* [Challenge] What is the number of lines containing "index"? Give only that number.

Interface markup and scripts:
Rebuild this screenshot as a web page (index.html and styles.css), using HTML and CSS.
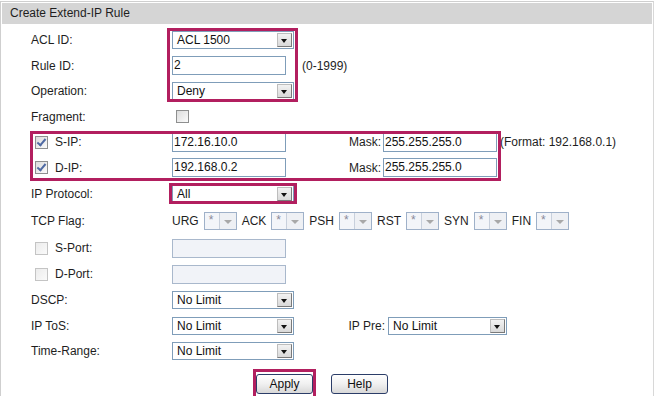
FILE: index.html
```html
<!DOCTYPE html>
<html lang="en">
<head>
  <meta charset="UTF-8">
  <title>Create Extend-IP Rule</title>
  <link rel="stylesheet" href="styles.css">
</head>
<body>

<div class="panel">
  <div class="panel-title">Create Extend-IP Rule</div>

  <div class="form">
    <div class="row h26">
      <span class="label">ACL ID:</span>
      <div class="select w122"><span>ACL 1500</span><i class="arrow"></i></div>
    </div>
    <div class="row h25">
      <span class="label">Rule ID:</span>
      <div class="input">2</div>
      <span class="hint">(0-1999)</span>
    </div>
    <div class="row h26">
      <span class="label">Operation:</span>
      <div class="select w122"><span>Deny</span><i class="arrow"></i></div>
    </div>
    <div class="row h25">
      <span class="label">Fragment:</span>
      <span class="check frag"></span>
    </div>
    <div class="row h26">
      <span class="label"><span class="check checked"></span>S-IP:</span>
      <div class="input">172.16.10.0</div>
      <span class="side-label mask">Mask:</span>
      <div class="input">255.255.255.0</div>
      <span class="format">(Format: 192.168.0.1)</span>
    </div>
    <div class="row h25">
      <span class="label"><span class="check checked"></span>D-IP:</span>
      <div class="input">192.168.0.2</div>
      <span class="side-label mask">Mask:</span>
      <div class="input">255.255.255.0</div>
    </div>
    <div class="row h27">
      <span class="label">IP Protocol:</span>
      <div class="select w122"><span>All</span><i class="arrow"></i></div>
    </div>
    <div class="row h28">
      <span class="label">TCP Flag:</span>
      <span class="flag">URG</span><div class="mini"><span>*</span><i></i></div>
      <span class="flag">ACK</span><div class="mini"><span>*</span><i></i></div>
      <span class="flag">PSH</span><div class="mini"><span>*</span><i></i></div>
      <span class="flag">RST</span><div class="mini"><span>*</span><i></i></div>
      <span class="flag">SYN</span><div class="mini"><span>*</span><i></i></div>
      <span class="flag">FIN</span><div class="mini"><span>*</span><i></i></div>
    </div>
    <div class="row h26">
      <span class="label"><span class="check off"></span>S-Port:</span>
      <div class="input disabled"></div>
    </div>
    <div class="row h26">
      <span class="label"><span class="check off"></span>D-Port:</span>
      <div class="input disabled"></div>
    </div>
    <div class="row h26">
      <span class="label">DSCP:</span>
      <div class="select w122"><span>No Limit</span><i class="arrow"></i></div>
    </div>
    <div class="row h25">
      <span class="label">IP ToS:</span>
      <div class="select w122"><span>No Limit</span><i class="arrow"></i></div>
      <span class="side-label pre">IP Pre:</span>
      <div class="select w119"><span>No Limit</span><i class="arrow"></i></div>
    </div>
    <div class="row h26">
      <span class="label">Time-Range:</span>
      <div class="select w122"><span>No Limit</span><i class="arrow"></i></div>
    </div>
  </div>

  <div class="actions">
    <button class="btn">Apply</button>
    <button class="btn">Help</button>
  </div>

  <!-- highlight marks drawn over the form -->
  <span class="mark mark-acl"></span>
  <span class="mark mark-ip"></span>
  <span class="mark mark-proto"></span>
  <span class="mark mark-apply"></span>
</div>

</body>
</html>
```

FILE: styles.css
```css
body {
  margin: 0;
  padding: 0;
  background-color: #fff;
  font-family: "Liberation Sans", Arial, sans-serif;
  font-size: 12px;
  color: #1e1e1e;
}
.panel {
  position: relative;
  width: 650px;
  height: 393px;
  margin-top: 1px;
  padding: 1px 1px 0 1px;
  border: 1px solid #cfcfcf;
  border-right-color: #d8d8d8;
}
.panel-title {
  height: 21px;
  line-height: 21px;
  padding-left: 8px;
  background-color: #d5d5d5;
  color: #1e1e1e;
}
.form {
  padding-top: 3px;
}
.row {
  display: flex;
  align-items: center;
  padding-left: 29px;
}
.h25 { height: 25px; }
.h26 { height: 26px; }
.h27 { height: 27px; }
.h28 { height: 28px; }
.label {
  display: flex;
  align-items: center;
  width: 141px;
  flex: none;
}

/* selects */
.select {
  position: relative;
  box-sizing: border-box;
  height: 18px;
  border: 1px solid #7f9db9;
  background-color: #fff;
  line-height: 16px;
  padding-left: 4px;
  color: #111;
}
.w122 { width: 122px; }
.w119 { width: 119px; }
.select .arrow {
  position: absolute;
  top: 1px;
  right: 1px;
  box-sizing: border-box;
  width: 15px;
  height: 14px;
  background: linear-gradient(#f2f2f2, #d9d9d9);
  border: 1px solid #bdbdbd;
  border-right-color: #7a7a7a;
  border-bottom-color: #7a7a7a;
}
.select .arrow::after {
  content: "";
  position: absolute;
  left: 3px;
  top: 5px;
  border-left: 3.5px solid transparent;
  border-right: 3.5px solid transparent;
  border-top: 4px solid #111;
}

/* text inputs */
.input {
  box-sizing: border-box;
  width: 114px;
  height: 19px;
  border: 1px solid #7f9db9;
  background-color: #fff;
  line-height: 17px;
  padding-left: 1px;
  color: #111;
}
.input.disabled {
  background-color: #f1f3f8;
  border-color: #a9b8cc;
}
.hint {
  margin-left: 16px;
}
.side-label {
  text-align: right;
  flex: none;
}
.side-label.mask {
  width: 95px;
  margin-right: 2px;
}
.side-label.pre {
  width: 91px;
  margin-right: 3px;
}
.format {
  margin-left: 3px;
}

/* checkboxes */
.check {
  box-sizing: border-box;
  display: inline-block;
  position: relative;
  width: 13px;
  height: 13px;
  border: 1px solid #8e8f8f;
  background: linear-gradient(135deg, #dcdcdc, #fbfbfb);
  margin-left: 4px;
  margin-right: 7px;
  flex: none;
}
.check.frag {
  margin-left: 4px;
}
.check.off {
  border-color: #c4c4c4;
  background: linear-gradient(135deg, #ececec, #fafafa);
}
.check.checked::after {
  content: "";
  position: absolute;
  left: 3px;
  top: 0px;
  width: 3px;
  height: 7px;
  border-right: 2px solid #4f6aa3;
  border-bottom: 2px solid #4f6aa3;
  transform: rotate(40deg);
}

/* tcp flag mini selects */
.flag {
  margin-right: 5px;
}
.mini {
  position: relative;
  box-sizing: border-box;
  width: 33px;
  height: 18px;
  border: 1px solid #9fb1c9;
  background-color: #f3f5f9;
  margin-right: 5px;
  line-height: 14px;
  padding-left: 4px;
  color: #8a8a9a;
  font-size: 12px;
}
.mini i {
  position: absolute;
  top: 0;
  right: 0;
  width: 16px;
  height: 16px;
  border-left: 1px solid #c8d0dc;
  background-color: #eef0f4;
}
.mini i::after {
  content: "";
  position: absolute;
  left: 4px;
  top: 7px;
  border-left: 4px solid transparent;
  border-right: 4px solid transparent;
  border-top: 4px solid #a8a8a8;
}

/* buttons */
.actions {
  display: flex;
  height: 31px;
  padding-top: 10px;
  box-sizing: border-box;
  padding-left: 254px;
  gap: 18px;
}
.btn {
  box-sizing: border-box;
  width: 57px;
  height: 20px;
  padding: 0;
  border: 1px solid #2b3d68;
  border-radius: 3px;
  background: linear-gradient(#ffffff, #f0f0f0 50%, #d8d8d8);
  font-family: "Liberation Sans", Arial, sans-serif;
  font-size: 12px;
  color: #111;
}

/* highlight boxes */
.mark {
  position: absolute;
  box-sizing: border-box;
  border: 3px solid #b21f5f;
  pointer-events: none;
}
.mark-acl {
  left: 166px;
  top: 26px;
  width: 131px;
  height: 74px;
}
.mark-ip {
  left: 29px;
  top: 129px;
  width: 471px;
  height: 50px;
}
.mark-proto {
  left: 168px;
  top: 181px;
  width: 128px;
  height: 21px;
}
.mark-apply {
  left: 252px;
  top: 367px;
  width: 63px;
  height: 32px;
}
```
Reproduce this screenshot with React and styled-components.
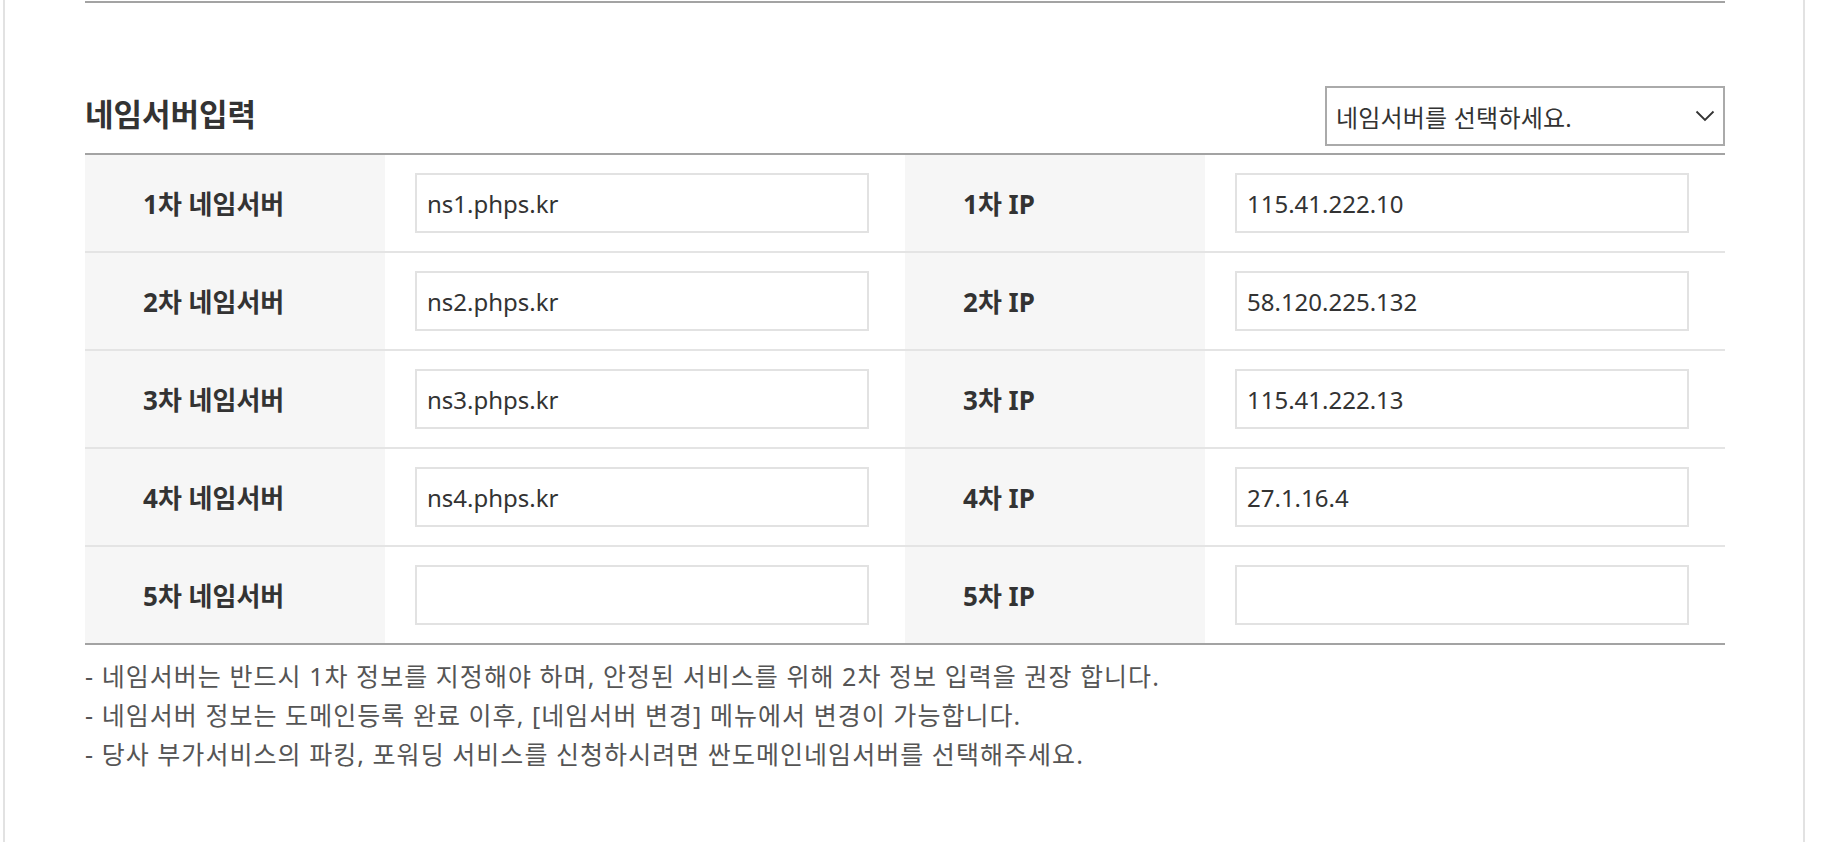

* [The output] 2